Frequently Asked Questions About Mentorship
Where does the mentoring take place?
Most of our mentorship takes place at the boys’ schools. We are in schools across Tucson (click here for more details about which schools). We also do monthly Adventure Outings to various places across Tucson on the weekends, and twice a year we facilitate a Rite of Passage Weekend for young men.
What is the required time commitment for mentoring?
Becoming a School-Based Mentor requires about 1.5 hours a week for roughly 30 weeks (one school year). However, for men who can’t sit in a school mentorship circle, our weekend events are available throughout the year.
What types of mentoring does the program offer?
At Boys to Men Tucson, we focus on group mentorship. Our work is to cultivate strong intergenerational communities, so we always bring together groups of boys and men from diverse backgrounds. Group mentorship happens in our weekly sharing circles at the schools, and it also happens when we take off to hike a mountain together (see our page for men who are considering getting involved). Because we use a group mentoring model, you are never alone. There are always other men there for help, support, and camaraderie.
How does the program work?
Our program functions at a few levels. First, in our school circles, the same group of men and boys come together every week for the entire school year. With some basic, consensual agreements, we begin to build a strong container of trust, and everybody in the circle learns that it is a safe place to share things that you wouldn’t normally share with people. It is a space where boys can work through their own struggles, ask for help, and be honest about how they are feeling. As the trust with one another grows, boys find that this space really helps them to focus who they are and what they want in their lives.

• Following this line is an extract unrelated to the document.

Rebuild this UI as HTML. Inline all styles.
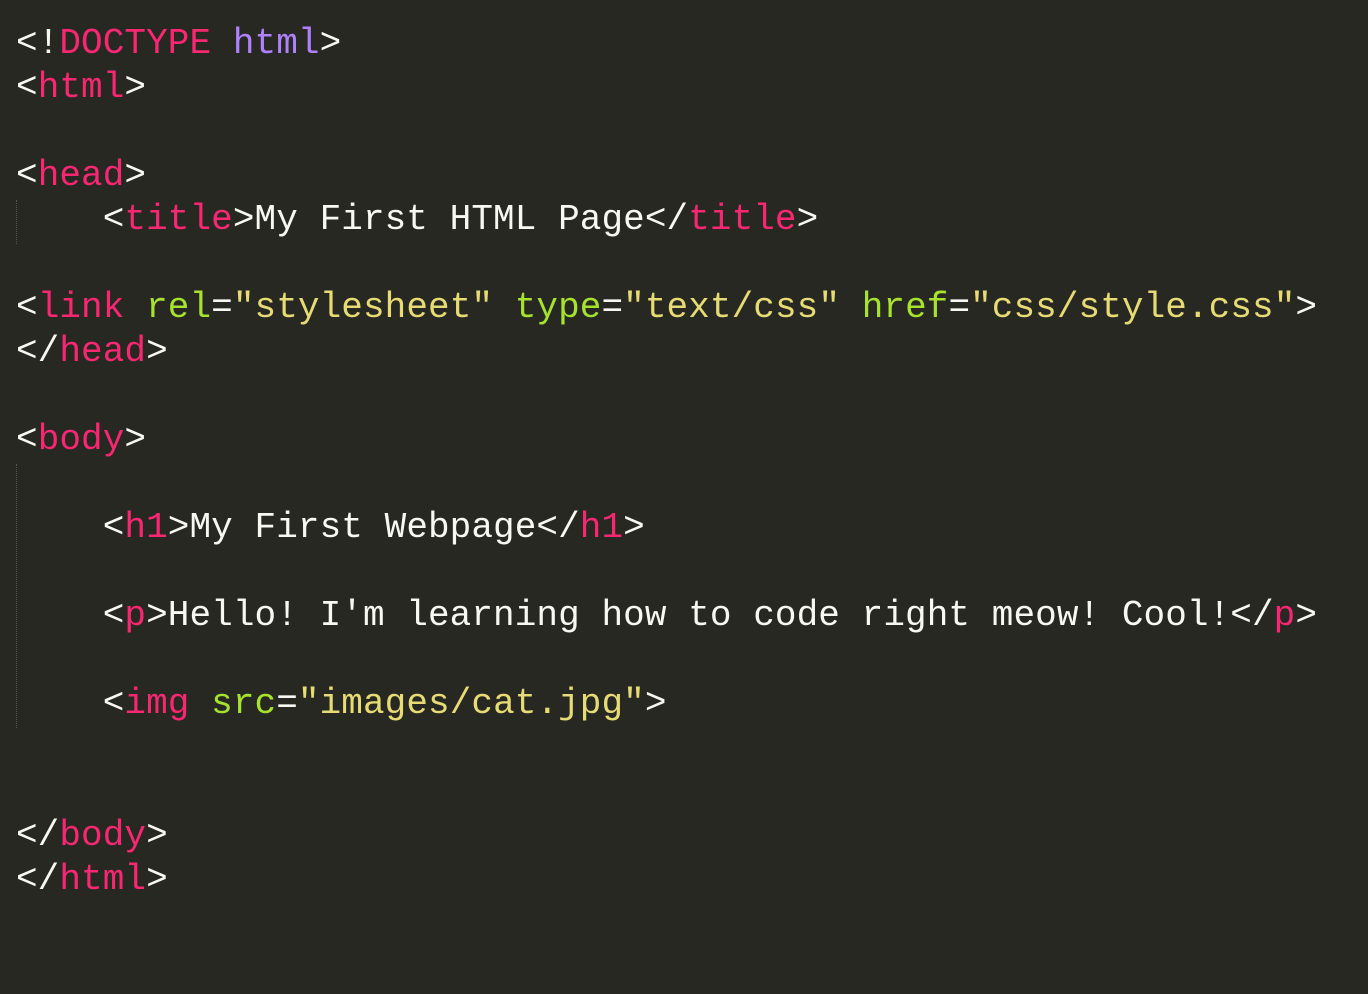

Second, we know that when we bring groups of trained male mentors together with young men, that we are stepping into a natural order for intergenerational support. Whether it is the weekly School-based circles, or the Adventure Outings, or the Rite of Passage Weekends, creating spaces where boys and men can be with one another is how we cultivate intergenerational communities of healthy manhood.
What kind of initial training and on-going training and support does the program offer?
After being screened and background checked, mentors attend a one-day training that focuses on the experience of teenaged boys, as well as circle facilitation skills. In addition to the initial training that all mentors attend, we also provided additional support, education, and leadership development opportunities.
What materials can I expect to receive to assist me in my mentoring?
All mentors receive a comprehensive mentorship binder loaded with resources and support.
What happens if I am no longer able to mentor?
Mentors come and go according to the seasons of their lives and availability. We do ask that men commit to being in their school circle for the whole year, but beyond that there are no permanent commitments. Most men find themselves coming back because the time spent with the group meets their own needs as well.
How long can I expect between when I actually sign up and complete the application process and I am matched with a youth?
We offer our mentor trainings usually at the start of the fall and the start of the spring semesters. With enough interest, though, we will host one, anytime. Once a man attends the training, he is welcome to sit in a school circle immediately, according to his availability. All mentors are welcome to our monthly Adventure Outings.
How is the program evaluated to measure expected outcomes?
We have a few measurement procedures. First, we do a self-assessment with the boys at the beginning and end of the year. (They overwhelmingly can identify and appreciate how they have grown from their year sitting in a mentorship circle.)
We also do participant surveys that allow us to see how the boys are ranking our services.